Dessert it no less daring, either, as a palette cleansing ‘tamarind Tangfastic’ sets us up for a, currently off menu, meringue sorbet sat atop ruby grapefruit and tom yum syrup. In a stroke of utter ingenuity, the herbs and spices usually reserved for the tom yum broth have been whipped into the meringue itself, cheekily pricking at your inner cheeks with every mouthful, delicately interplaying with the softness of the sorbet and sharpness of the grapefruit. After a dozen courses, it’s an almost energising reprieve from the savoury and sets up the finale, ‘It Was Only A Dream’ very appropriately. A mango custard, not far from pastel de nata territory in texture, is adorned with caramelised coconut and rice praline, bringing the curtain down on a brain emulsifying three hours.

That this was all washed down with several glasses of top class Pet Nat should come as no surprise. The relatively abrupt wine list may not be lengthy but it is perfectly to the point, while the cocktails, such as Surin Wine (rice pudding vodka ferment and toasted rice milk. Think top shelf vodka with cereal milk and you’re on the right track. Next level tackle) and Dream Gun (grilled banana bourbon with a dash of milk of the poppy and turmeric. Absolutely bananas) are similarly as apeshit as the rest of the menu.
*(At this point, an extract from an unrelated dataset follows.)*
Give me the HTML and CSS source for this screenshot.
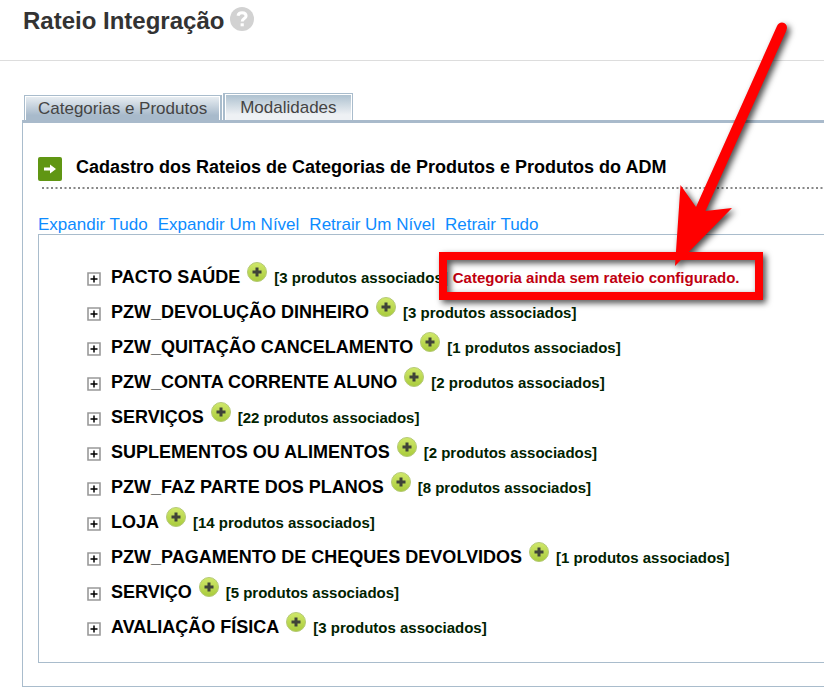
FILE: index.html
```html
<!DOCTYPE html>
<html lang="pt-BR">
<head>
<meta charset="utf-8">
<title>Rateio Integração</title>
<link rel="stylesheet" href="styles.css">
</head>
<body>
<svg class="symbols" aria-hidden="true">
  <defs>
    <linearGradient id="lime" x1="0" y1="0" x2="0" y2="1"><stop offset="0" stop-color="#d0e86a"/><stop offset="1" stop-color="#a9cb3c"/></linearGradient>
  </defs>
  <symbol id="plus" viewBox="0 0 20 20"><circle cx="10" cy="10" r="9.5" fill="url(#lime)" stroke="#b4c976"/><path d="M10 5.500v9M5.500 10h9" stroke="#3f4338" stroke-width="3"/></symbol>
  <symbol id="expand" viewBox="0 0 14 14"><path d="M1 1h12v12H1z" fill="#fff" stroke="#999" stroke-width="1.6"/><path d="M7 3.500v7M3.500 7h7" stroke="#000" stroke-width="1.5"/></symbol>
</svg>
<header class="top">
  <h1>Rateio Integração</h1>
  <button class="icon help" aria-label="Ajuda"><svg viewBox="0 0 24 24"><circle cx="12" cy="12" r="12" fill="#d2d2d2"/><path d="M8 8.7C8.4 6.7 10 5.7 12 5.7c2.300 0 4.100 1.200 4.100 3.200 0 2.600-3.900 2.700-3.900 5.500" fill="none" stroke="#fff" stroke-width="3"/><path d="M10.600 16.300h3.200v3h-3.200z" fill="#fff"/></svg></button>
</header>
<main>
  <nav class="tabs">
    <button class="tab active">Categorias e Produtos</button>
    <button class="tab">Modalidades</button>
  </nav>
  <section class="panel">
    <div class="heading">
      <svg class="go" viewBox="0 0 24 24"><rect width="24" height="24" rx="2" fill="#609613"/><path d="M6 10.500h6V7.500l6 4.500-6 4.500v-3H6z" fill="#fff"/></svg>
      <h2>Cadastro dos Rateios de Categorias de Produtos e Produtos do ADM</h2>
    </div>
    <svg class="dots" height="2" aria-hidden="true"><path d="M0 1H4000" stroke="#888" stroke-width="2" stroke-dasharray="2 2.500"/></svg>
    <div class="links"><a href="#">Expandir Tudo</a><a href="#">Expandir Um Nível</a><a href="#">Retrair Um Nível</a><a href="#">Retrair Tudo</a></div>
    <ul class="tree">
      <li><button class="icon expand" aria-label="Expandir"><svg><use href="#expand"/></svg></button><span class="name">PACTO SAÚDE</span><button class="icon plus" aria-label="Adicionar"><svg><use href="#plus"/></svg></button><span class="count">[3 produtos associados]</span><span class="warning">Categoria ainda sem rateio configurado.</span></li>
      <li><button class="icon expand" aria-label="Expandir"><svg><use href="#expand"/></svg></button><span class="name">PZW_DEVOLUÇÃO DINHEIRO</span><button class="icon plus" aria-label="Adicionar"><svg><use href="#plus"/></svg></button><span class="count">[3 produtos associados]</span></li>
      <li><button class="icon expand" aria-label="Expandir"><svg><use href="#expand"/></svg></button><span class="name">PZW_QUITAÇÃO CANCELAMENTO</span><button class="icon plus" aria-label="Adicionar"><svg><use href="#plus"/></svg></button><span class="count">[1 produtos associados]</span></li>
      <li><button class="icon expand" aria-label="Expandir"><svg><use href="#expand"/></svg></button><span class="name">PZW_CONTA CORRENTE ALUNO</span><button class="icon plus" aria-label="Adicionar"><svg><use href="#plus"/></svg></button><span class="count">[2 produtos associados]</span></li>
      <li><button class="icon expand" aria-label="Expandir"><svg><use href="#expand"/></svg></button><span class="name">SERVIÇOS</span><button class="icon plus" aria-label="Adicionar"><svg><use href="#plus"/></svg></button><span class="count">[22 produtos associados]</span></li>
      <li><button class="icon expand" aria-label="Expandir"><svg><use href="#expand"/></svg></button><span class="name">SUPLEMENTOS OU ALIMENTOS</span><button class="icon plus" aria-label="Adicionar"><svg><use href="#plus"/></svg></button><span class="count">[2 produtos associados]</span></li>
      <li><button class="icon expand" aria-label="Expandir"><svg><use href="#expand"/></svg></button><span class="name">PZW_FAZ PARTE DOS PLANOS</span><button class="icon plus" aria-label="Adicionar"><svg><use href="#plus"/></svg></button><span class="count">[8 produtos associados]</span></li>
      <li><button class="icon expand" aria-label="Expandir"><svg><use href="#expand"/></svg></button><span class="name">LOJA</span><button class="icon plus" aria-label="Adicionar"><svg><use href="#plus"/></svg></button><span class="count">[14 produtos associados]</span></li>
      <li><button class="icon expand" aria-label="Expandir"><svg><use href="#expand"/></svg></button><span class="name">PZW_PAGAMENTO DE CHEQUES DEVOLVIDOS</span><button class="icon plus" aria-label="Adicionar"><svg><use href="#plus"/></svg></button><span class="count">[1 produtos associados]</span></li>
      <li><button class="icon expand" aria-label="Expandir"><svg><use href="#expand"/></svg></button><span class="name">SERVIÇO</span><button class="icon plus" aria-label="Adicionar"><svg><use href="#plus"/></svg></button><span class="count">[5 produtos associados]</span></li>
      <li><button class="icon expand" aria-label="Expandir"><svg><use href="#expand"/></svg></button><span class="name">AVALIAÇÃO FÍSICA</span><button class="icon plus" aria-label="Adicionar"><svg><use href="#plus"/></svg></button><span class="count">[3 produtos associados]</span></li>
    </ul>
  </section>
</main>
<svg class="callout" viewBox="430 10 380 310" width="380" height="310" aria-hidden="true">
  <path d="M443 256h316v40H443z" fill="none" stroke="#f00" stroke-width="8"/>
  <path d="M777 26Q778.500 22.500 782 22.500Q787 23 787 28L786.200 31L705.500 211L732 208L675 266L680.500 185L696 207Z" fill="#f00"/>
</svg>
</body>
</html>
```
FILE: styles.css
```css
* { box-sizing: border-box; }
body {
  margin: 0;
  position: relative;
  overflow-x: hidden;
  background: #fff;
  font-family: "Liberation Sans", Arial, sans-serif;
  font-size: 17px;
}
h1, h2 { margin: 0; }
svg { display: block; }
.symbols { position: absolute; width: 0; height: 0; }
.icon { padding: 0; border: 0; background: none; flex: none; }
.icon svg { width: 100%; height: 100%; }
.top {
  display: flex;
  align-items: flex-start;
  gap: 6px;
  height: 61px;
  padding: 7px 23px;
  border-bottom: 1px solid #ddd;
}
h1 { font-size: 24px; line-height: 28px; color: #333; }
.help { width: 24px; height: 24px; }
main { padding: 32px 0 0 22px; }
.tabs { display: flex; align-items: flex-end; gap: 1px; padding-left: 2px; }
.tab {
  height: 25px;
  padding: 2px 13px 0;
  border: 1px solid #a9bccc;
  border-bottom: 0;
  border-right-width: 2px;
  box-shadow: inset 1px 1px #fff, inset -1px 0 #fff;
  background: linear-gradient(#eaeff3, #a8bacb 80%);
  color: #444;
  font: 17px/22px "Liberation Sans", Arial, sans-serif;
}
.tab:not(.active) {
  height: 27px;
  padding: 1px 15px 0;
  border-left-width: 2px;
  border-right-width: 1px;
  background: linear-gradient(#abbfce, #eef1f4 80%);
}
.panel {
  border: 1px solid #a9bccc;
  border-top: 3px solid #a9bacb;
  border-right: 0;
  padding: 32px 0 23px 15px;
}
.heading { display: flex; gap: 14px; height: 32px; }
.go { width: 24px; height: 24px; margin-top: 2px; flex: none; }
h2 { font-size: 18px; line-height: 24px; white-space: nowrap; }
.dots { width: calc(100% - 4px); margin-left: 4px; }
.links { display: flex; gap: 10px; padding-top: 26px; line-height: 19px; }
.links a { color: #0d8bff; text-decoration: none; white-space: nowrap; }
.tree {
  margin: 0;
  padding: 25px 0 17px 48px;
  border: 1px solid #a9bccc;
  border-right: 0;
  list-style: none;
}
.tree li { display: flex; align-items: center; height: 35px; white-space: nowrap; font-weight: bold; }
.expand { width: 14px; height: 14px; margin: 3px 10px 0 0; }
.name { font-size: 18px; line-height: 24px; padding-bottom: 2px; }
.plus { width: 20px; height: 20px; margin: 0 7px 11px 7px; }
.count, .warning { font-size: 15px; line-height: 18px; padding-top: 1px; }
.count { color: #002200; }
.warning { color: #c00010; margin-left: 5px; }
.callout {
  position: absolute;
  left: 430px;
  top: 10px;
  pointer-events: none;
  filter: drop-shadow(3px 3px 3px rgba(0, 0, 0, .7));
}
```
Understandably, this is not a meal that lends itself to regular repeat visits. But District are now bridging that gap by offering a new lunch service every Friday and Saturday, between 12 and 1.30pm.

From now until the end of the month, the ‘My First Crush’ menu, which is half of the Full Experience, will serve as the lunch offering and then from November onwards a new ‘Endless Summer’ menu will take over.

So if you’re in the market for a lunch that can transport you across the globe and about two centuries into the future within the space of 90 minutes, you know where to go.

In the meantime, get onto District’s official Spotify playlist and fix yourself a couple of Robot’s Bloods.